Y'a des types comme ça dont on a l'intime conviction qu'ils sont bons. C'est d'abord une impression diffuse, puis ça s'impose et parfois ça se confirme ensuite, preuve à l'appui. J'ai eu confirmation par un ami qui travaille avec lui de l'immense capital sympathie de Lucas Belvaux et de son implication constante et absolue dans son travail. Mais j'en avais déjà le sentiment. En voyant son dernier film en date, La raison du plus faible, ça m'était apparu comme une évidence. Lucas Belvaux réalise son film et y joue un des rôles principaux. Dans chaque séquence où il apparaît, on sent émaner de lui un absolu plaisir, un abandon total, une abnégation de chaque instant. Il se consacre tout entier à son film, il y est dévoué avec une délectation pure et simple. Son jeu est toujours un peu décalé, sur le point de décrocher, en équilibre sur le fil ténu qui sépare la fiction de sa mise en scène. Tout en interprétant assez justement un personnage puissant, on sent l'homme partagé entre l'acteur et le réalisateur. Dans sa voix et ses gestes tiennent les dialogues et les actes de son personnage autant que les indications aux autres comédiens, dirigés par le jeu même du metteur en scène. Dans les yeux de Belvaux se lit sa passion, son désir et sa jouissance de mettre en scène. Dans son regard se reflète celui de sa caméra, face à lui. Il observe ses partenaires à l'écran mais il a l'objectif de sa caméra dans le champ de vision et il semble voir par elle. Cela rappelle vaguement Truffaut dans La Chambre verte. L'artiste se dédouble dans un très savoureux abysse de création.



On songe au titre du recueil de textes de Truffaut : Le Plaisir des yeux. Car certes La Raison du plus faible a quelques défauts en sa qualité de film social de gauche, avec ce que ça comporte parfois de surlignage idéologique, mais il demeure avant tout un film humaniste, et rarement aurons-nous vu un cinéaste habiter à ce point son œuvre et la réaliser de l'intérieur. Comme ces peintres qui se sont peints face au miroir dans ledit miroir, dressant leur propre portrait se peignant. C'est la grâce de l'artiste au travail dans son propre travail travaillant le travail qu'il a fini de travailler. Le temps du geste de création est capté et figé à jamais. Il y a tout ça dans le regard de Lucas Belvaux, le plaisir de la création, le plaisir des yeux.
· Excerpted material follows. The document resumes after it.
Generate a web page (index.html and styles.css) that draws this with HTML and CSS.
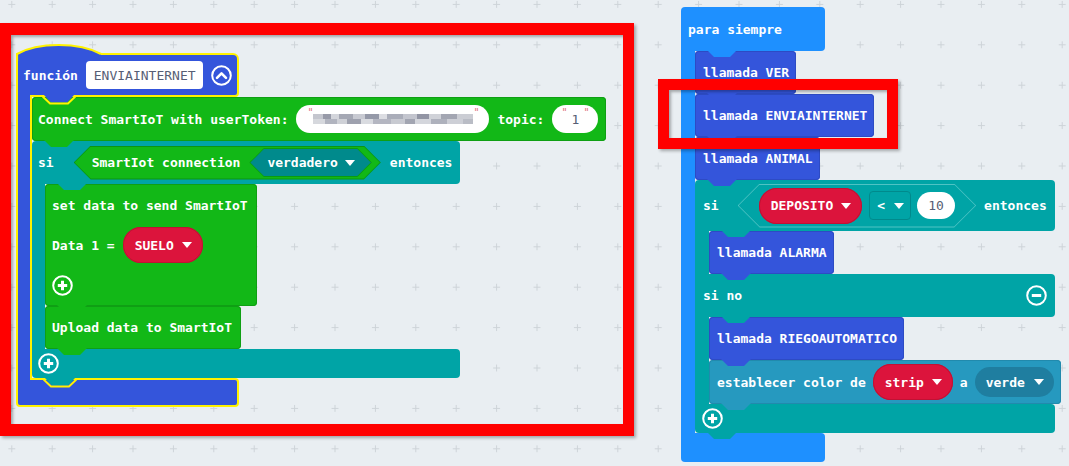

La Raison du plus faible de Lucas Belvaux avec Eric Caravaca, Lucas Belvaux et Natacha Régnier (2006)

10 commentaires:

  1. "C'est la grâce de l'artiste au travail dans son propre travail travaillant le travail qu'il a fini de travailler."

    Phrase parfaite :D
    Et elle est encore mieux quillée comme ça, au coeur d'un article sérieux et élogieux.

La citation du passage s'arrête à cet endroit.